Supplied information:
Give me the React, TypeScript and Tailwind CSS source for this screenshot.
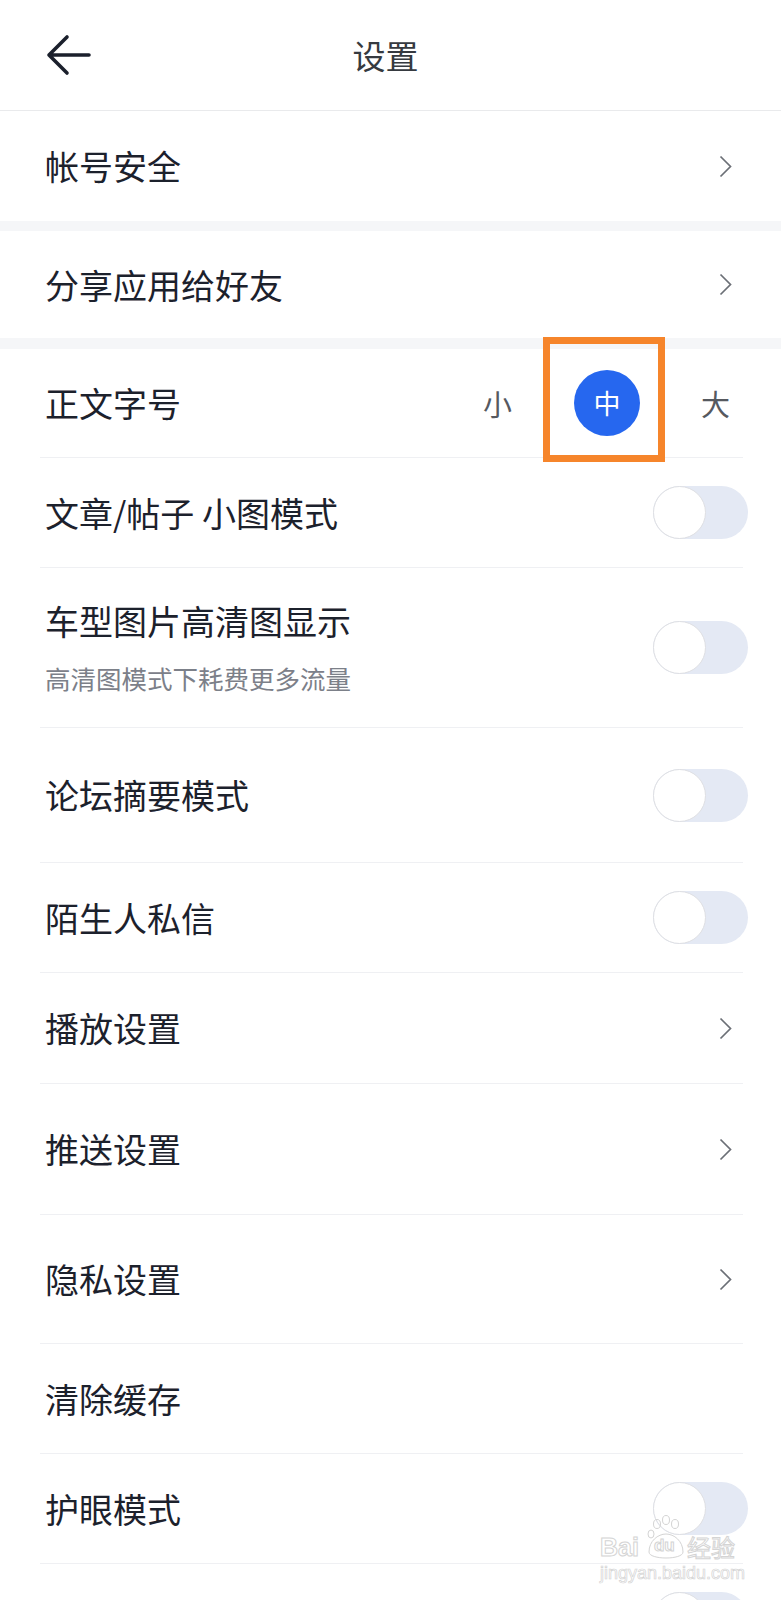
import React from "react";

const FONT = "font-['Noto_Sans_CJK_SC','Noto_Sans',sans-serif]";

function BackArrow() {
  return (
    <svg width="46" height="42" viewBox="0 0 46 42" fill="none">
      <path
        d="M44 21H4M22 3L4 21L22 39"
        stroke="#1b202c"
        strokeWidth="3.6"
        strokeLinecap="round"
        strokeLinejoin="round"
      />
    </svg>
  );
}

function Chevron() {
  return (
    <svg width="13" height="23" viewBox="0 0 13 23" fill="none">
      <path d="M1.5 1.5L11.5 11.5L1.5 21.5" stroke="#6b6f76" strokeWidth="1.7" />
    </svg>
  );
}

function Toggle() {
  return (
    <div className="w-[95px] h-[53px] rounded-full bg-[#e4e9f4] flex items-center">
      <div className="w-[53px] h-[53px] rounded-full bg-white border-[1.5px] border-[#dedfe3]" />
    </div>
  );
}

function Divider() {
  return <div className="ml-[40px] mr-[38px] h-px bg-[#eff0f3]" />;
}

function Gap({ h }: { h: string }) {
  return <div className={`${h} bg-[#f5f6f8]`} />;
}

interface RowProps {
  label: string;
  h: string;
  right?: "chevron" | "toggle" | "none";
  sub?: string;
}

function Row({ label, h, right = "none", sub }: RowProps) {
  return (
    <div className={`${h} flex items-center justify-between pl-[45px]`}>
      <div className="flex flex-col">
        <span className="text-[34px] leading-[44px] text-[#1c212c]">{label}</span>
        {sub && <span className="mt-[17px] text-[25.5px] leading-[36px] text-[#7c8089]">{sub}</span>}
      </div>
      {right === "chevron" && (
        <div className="pr-[49px] flex items-center">
          <Chevron />
        </div>
      )}
      {right === "toggle" && (
        <div className="pr-[33px]">
          <Toggle />
        </div>
      )}
    </div>
  );
}

// faint "Baidu 经验" stamp in the lower right corner
function Watermark() {
  const stroke = "text-transparent [-webkit-text-stroke:1px_#d4d4d4]";
  return (
    <div className="absolute left-[600px] top-[1514px] w-[140px] flex flex-col items-start pointer-events-none whitespace-nowrap">
      <div className="flex items-end h-[46px]">
        <span className={`shrink-0 font-['Liberation_Sans',sans-serif] text-[25px] leading-[26px] font-bold ${stroke}`}>
          Bai
        </span>
        <div className="relative shrink-0 ml-[7px] w-[40px] h-[46px]">
          <svg width="40" height="46" viewBox="0 0 40 46" fill="none" className="absolute left-0 top-0">
            <ellipse cx="11" cy="10" rx="3.5" ry="4.5" stroke="#d4d4d4" strokeWidth="1" />
            <ellipse cx="20" cy="6" rx="3.5" ry="4.5" stroke="#d4d4d4" strokeWidth="1" />
            <ellipse cx="29" cy="10" rx="3.5" ry="4.5" stroke="#d4d4d4" strokeWidth="1" />
            <ellipse cx="5" cy="20" rx="3" ry="4" stroke="#d4d4d4" strokeWidth="1" />
            <path d="M3 38C3 27 12 20 20 20C28 20 37 27 37 38C37 46 3 46 3 38Z" stroke="#d4d4d4" strokeWidth="1" />
          </svg>
          <span className={`absolute left-[8px] top-[23px] font-['Liberation_Sans',sans-serif] text-[17px] leading-[18px] font-bold ${stroke}`}>
            du
          </span>
        </div>
        <span className={`shrink-0 ml-[1px] text-[24px] leading-[26px] ${stroke}`}>经验</span>
      </div>
      <span className="mt-[3px] font-['Liberation_Sans',sans-serif] text-[18px] leading-[20px] text-transparent [-webkit-text-stroke:0.7px_#d4d4d4]">
        jingyan.baidu.com
      </span>
    </div>
  );
}

export default function App() {
  return (
    <div className={`relative w-full h-[1600px] overflow-hidden bg-white ${FONT}`}>
      <header className="h-[111px] grid grid-cols-[1fr_auto_1fr] items-center border-b border-[#e9eaec]">
        <div className="pl-[45px] flex items-center">
          <BackArrow />
        </div>
        <h1 className="text-[33px] leading-[44px] text-[#363a40] font-normal pr-[10px]">设置</h1>
        <div />
      </header>

      <Row label="帐号安全" h="h-[110px]" right="chevron" />
      <Gap h="h-[10px]" />
      <Row label="分享应用给好友" h="h-[107px]" right="chevron" />
      <Gap h="h-[11px]" />

      <div className="h-[108px] flex items-center justify-between pl-[45px]">
        <span className="text-[34px] leading-[44px] text-[#1c212c]">正文字号</span>
        <div className="flex items-center pr-[51px]">
          <span className="text-[29px] leading-[40px] text-[#56595f]">小</span>
          <div className="ml-[62px] w-[66px] h-[66px] rounded-full bg-[#2667ef] flex items-center justify-center">
            <span className="text-[27px] leading-[36px] text-white">中</span>
          </div>
          <span className="ml-[61px] text-[29px] leading-[40px] text-[#56595f]">大</span>
        </div>
      </div>
      <Divider />
      <Row label="文章/帖子 小图模式" h="h-[109px]" right="toggle" />
      <Divider />
      <Row label="车型图片高清图显示" h="h-[159px]" right="toggle" sub="高清图模式下耗费更多流量" />
      <Divider />
      <Row label="论坛摘要模式" h="h-[134px]" right="toggle" />
      <Divider />
      <Row label="陌生人私信" h="h-[109px]" right="toggle" />
      <Divider />
      <Row label="播放设置" h="h-[110px]" right="chevron" />
      <Divider />
      <Row label="推送设置" h="h-[130px]" right="chevron" />
      <Divider />
      <Row label="隐私设置" h="h-[128px]" right="chevron" />
      <Divider />
      <Row label="清除缓存" h="h-[109px]" />
      <Divider />
      <Row label="护眼模式" h="h-[109px]" right="toggle" />
      <Divider />
      <div className="flex justify-end pr-[33px] pt-[28px]">
        <Toggle />
      </div>

      {/* highlight box drawn over the font-size picker */}
      <div className="absolute left-[543px] top-[337px] w-[122px] h-[125px] border-[7px] border-[#f6852b]" />

      <Watermark />
    </div>
  );
}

Exercise: Leaving the pictures aside, transcribe the entire listing exactly.

Response to the exercise:
Give me the React, TypeScript and Tailwind CSS source for this screenshot.
import React from "react";

const FONT = "font-['Noto_Sans_CJK_SC','Noto_Sans',sans-serif]";

function BackArrow() {
  return (
    <svg width="46" height="42" viewBox="0 0 46 42" fill="none">
      <path
        d="M44 21H4M22 3L4 21L22 39"
        stroke="#1b202c"
        strokeWidth="3.6"
        strokeLinecap="round"
        strokeLinejoin="round"
      />
    </svg>
  );
}

function Chevron() {
  return (
    <svg width="13" height="23" viewBox="0 0 13 23" fill="none">
      <path d="M1.5 1.5L11.5 11.5L1.5 21.5" stroke="#6b6f76" strokeWidth="1.7" />
    </svg>
  );
}

function Toggle() {
  return (
    <div className="w-[95px] h-[53px] rounded-full bg-[#e4e9f4] flex items-center">
      <div className="w-[53px] h-[53px] rounded-full bg-white border-[1.5px] border-[#dedfe3]" />
    </div>
  );
}

function Divider() {
  return <div className="ml-[40px] mr-[38px] h-px bg-[#eff0f3]" />;
}

function Gap({ h }: { h: string }) {
  return <div className={`${h} bg-[#f5f6f8]`} />;
}

interface RowProps {
  label: string;
  h: string;
  right?: "chevron" | "toggle" | "none";
  sub?: string;
}

function Row({ label, h, right = "none", sub }: RowProps) {
  return (
    <div className={`${h} flex items-center justify-between pl-[45px]`}>
      <div className="flex flex-col">
        <span className="text-[34px] leading-[44px] text-[#1c212c]">{label}</span>
        {sub && <span className="mt-[17px] text-[25.5px] leading-[36px] text-[#7c8089]">{sub}</span>}
      </div>
      {right === "chevron" && (
        <div className="pr-[49px] flex items-center">
          <Chevron />
        </div>
      )}
      {right === "toggle" && (
        <div className="pr-[33px]">
          <Toggle />
        </div>
      )}
    </div>
  );
}

// faint "Baidu 经验" stamp in the lower right corner
function Watermark() {
  const stroke = "text-transparent [-webkit-text-stroke:1px_#d4d4d4]";
  return (
    <div className="absolute left-[600px] top-[1514px] w-[140px] flex flex-col items-start pointer-events-none whitespace-nowrap">
      <div className="flex items-end h-[46px]">
        <span className={`shrink-0 font-['Liberation_Sans',sans-serif] text-[25px] leading-[26px] font-bold ${stroke}`}>
          Bai
        </span>
        <div className="relative shrink-0 ml-[7px] w-[40px] h-[46px]">
          <svg width="40" height="46" viewBox="0 0 40 46" fill="none" className="absolute left-0 top-0">
            <ellipse cx="11" cy="10" rx="3.5" ry="4.5" stroke="#d4d4d4" strokeWidth="1" />
            <ellipse cx="20" cy="6" rx="3.5" ry="4.5" stroke="#d4d4d4" strokeWidth="1" />
            <ellipse cx="29" cy="10" rx="3.5" ry="4.5" stroke="#d4d4d4" strokeWidth="1" />
            <ellipse cx="5" cy="20" rx="3" ry="4" stroke="#d4d4d4" strokeWidth="1" />
            <path d="M3 38C3 27 12 20 20 20C28 20 37 27 37 38C37 46 3 46 3 38Z" stroke="#d4d4d4" strokeWidth="1" />
          </svg>
          <span className={`absolute left-[8px] top-[23px] font-['Liberation_Sans',sans-serif] text-[17px] leading-[18px] font-bold ${stroke}`}>
            du
          </span>
        </div>
        <span className={`shrink-0 ml-[1px] text-[24px] leading-[26px] ${stroke}`}>经验</span>
      </div>
      <span className="mt-[3px] font-['Liberation_Sans',sans-serif] text-[18px] leading-[20px] text-transparent [-webkit-text-stroke:0.7px_#d4d4d4]">
        jingyan.baidu.com
      </span>
    </div>
  );
}

export default function App() {
  return (
    <div className={`relative w-full h-[1600px] overflow-hidden bg-white ${FONT}`}>
      <header className="h-[111px] grid grid-cols-[1fr_auto_1fr] items-center border-b border-[#e9eaec]">
        <div className="pl-[45px] flex items-center">
          <BackArrow />
        </div>
        <h1 className="text-[33px] leading-[44px] text-[#363a40] font-normal pr-[10px]">设置</h1>
        <div />
      </header>

      <Row label="帐号安全" h="h-[110px]" right="chevron" />
      <Gap h="h-[10px]" />
      <Row label="分享应用给好友" h="h-[107px]" right="chevron" />
      <Gap h="h-[11px]" />

      <div className="h-[108px] flex items-center justify-between pl-[45px]">
        <span className="text-[34px] leading-[44px] text-[#1c212c]">正文字号</span>
        <div className="flex items-center pr-[51px]">
          <span className="text-[29px] leading-[40px] text-[#56595f]">小</span>
          <div className="ml-[62px] w-[66px] h-[66px] rounded-full bg-[#2667ef] flex items-center justify-center">
            <span className="text-[27px] leading-[36px] text-white">中</span>
          </div>
          <span className="ml-[61px] text-[29px] leading-[40px] text-[#56595f]">大</span>
        </div>
      </div>
      <Divider />
      <Row label="文章/帖子 小图模式" h="h-[109px]" right="toggle" />
      <Divider />
      <Row label="车型图片高清图显示" h="h-[159px]" right="toggle" sub="高清图模式下耗费更多流量" />
      <Divider />
      <Row label="论坛摘要模式" h="h-[134px]" right="toggle" />
      <Divider />
      <Row label="陌生人私信" h="h-[109px]" right="toggle" />
      <Divider />
      <Row label="播放设置" h="h-[110px]" right="chevron" />
      <Divider />
      <Row label="推送设置" h="h-[130px]" right="chevron" />
      <Divider />
      <Row label="隐私设置" h="h-[128px]" right="chevron" />
      <Divider />
      <Row label="清除缓存" h="h-[109px]" />
      <Divider />
      <Row label="护眼模式" h="h-[109px]" right="toggle" />
      <Divider />
      <div className="flex justify-end pr-[33px] pt-[28px]">
        <Toggle />
      </div>

      {/* highlight box drawn over the font-size picker */}
      <div className="absolute left-[543px] top-[337px] w-[122px] h-[125px] border-[7px] border-[#f6852b]" />

      <Watermark />
    </div>
  );
}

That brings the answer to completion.